Söz konusu tedbirlerin uygulanmasından sonra açılma düzeyine gelinmeden çok katmanlı bir açılış yapıldığına işaret eden Şenol sözlerine şöyle devam etti:
"Ondan sonra da vaka sayılarıyla ilgili rakamlara ulaşamaz olduk. Şu anda gördüğümüz şeyin sağlık sisteminin tıkanıp tıkanmayacağını ya da sağlık sistemi tıkanmazsa bile iyi bakım verip veremeyeceğini ölçen bir değerlendirme. Aslında toplumdaki salgın yükünün de bir göstergesi. Yani bu, buzdağının altını gösteriyor. Aslında şu an gördüğümüz buzdağının üstü. Ama altına ilişkin de fikir veriyor. Altında ise çok yüklü bir salgın seyri var. Ağır hastalarımız var. Bu ağır hastalarla ilgilenmemiz gereken sağlık sistemimiz var."
"ŞU VEYA BU KADAR KAPANMA OLUR' DİYEMİYORUM"
"Bu görüntüyle çok etkin ve kapsamlı önlemler alınmalıydı" diyerek açıklamalarına devam eden Şenol, "Üstelik bu uyarılarımızı ağustostan itibaren yapmaya başladık. Yaklaşık 3 ay kadar önceden bir kapanma olması gerektiğini belirtti. Acı reçete olsa da insanlar, fiziksel, madden ve psikolojik olarak desteklenerek bir etkin kapanma ve hayatın çok da gerekli olmayan hareketli alanlarının kapanması ve Türkiye'de nerede bulaş oluşuyor, onun anlaşılması ve o bulaşma trafiği izlenerek açma-kapama stratejisinin yürütülmesinin yapılması gerekiyordu. Ama hiçbir metodoloji aslında metodolojinin parçası olarak kapanma süresini anlama ve nereleri kapatacağınızı bilmek için tam kapanmaya alternatif olarak bir metodoloji olması lazım. Biz o metodolojiyi görmüyoruz. Onun için etkin ve kapsamlı kapama diyebiliyorum. Ama şu kadar kapanma veya bu kadar kapanma diyemiyorum. Ama şunu söyleyebilirim ki, 14 günlük kapanma artık yeterli olmayacaktır" ifadelerini kullandı.
Nelerin yapılması gerektiği konusunda gerçek veriler görülmeden hiçbir bilim insanının önerilerde bulunmayacağını savunan Prof. Dr. Esin Davutoğlu Şenol, "Bu durum biraz şuna benziyor: Bana çok ağır bir hasta var deniliyor. Ama ben bu hastanın kan tetkiklerini görmeden bir reçete yazamam. Ama daha önce tarif edilmiş önlemler var. Bu pandemi süresince kapanmaları yapan ülkelerin tarif ettikleri önlemler var. Hangi aşamada hangi önlemlere başvurulacağına dair formüller bulunuyor" dedi.
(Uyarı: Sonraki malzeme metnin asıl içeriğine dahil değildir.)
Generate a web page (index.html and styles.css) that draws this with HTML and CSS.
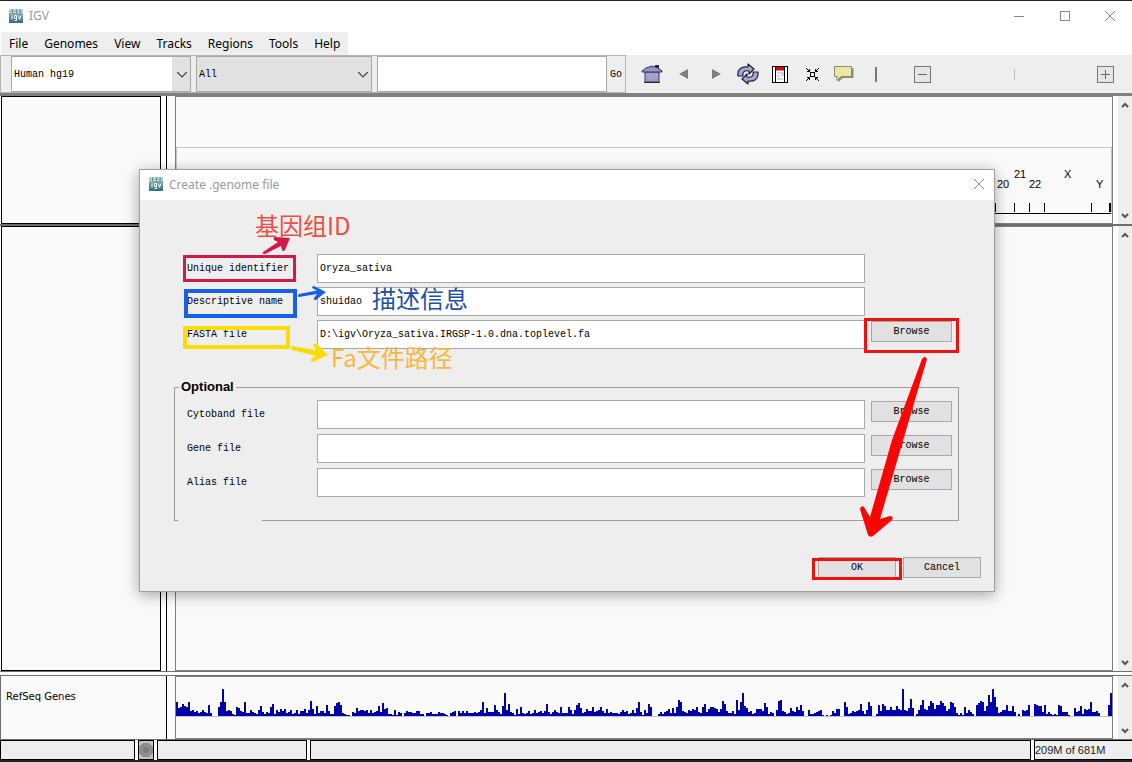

"Türkiye'de maske dışında şu anda uygulanan hiçbir önlem yok" ifadesini kullanan Prof. Dr. Şenol şöyle devam etti:
"Onun için alınan her önlemin bir parça faydası olacaktır. Ama bu, salgının kontrol altına alınması gibi bir fayda sağlamayacaktır. Hastane yükünü azaltmak ve süreci yumuşatmak bakımından alınacak her önlemin bir faydası olacaktır. Türkiye'de maske dışında bir önlem yok. Fakat etkin önlemin ne olacağını anlamak için veri dağılımını bilmek gerekiyor."
"TÜRKİYE'DE SALGININ GİDİŞATI KONTROL ALTINA ALINMAK ZORUNDA"
Dünyada yürütülen aşı çalışmalarına da işaret eden Prof. Dr. Esin Davutoğlu Şenol, koronavirüs aşısının çok yakında dağıtılmasını mümkün görmediğini belirterek sözlerini şöyle bitirdi:
"Gidişat çok tehlikeli cümlesini ifade etmek istemem. Çok tehlikeli durumda çağrısı yapacak durumda değilim. Ancak gidişatın kontrol altına alınması gerektiğini söylüyorum. Türkiye'de salgının gidişatı kontrol altına alınmak zorunda. Bunun yolu ve yöntemi de belli. Polemikler salgın sürecini etkiliyor."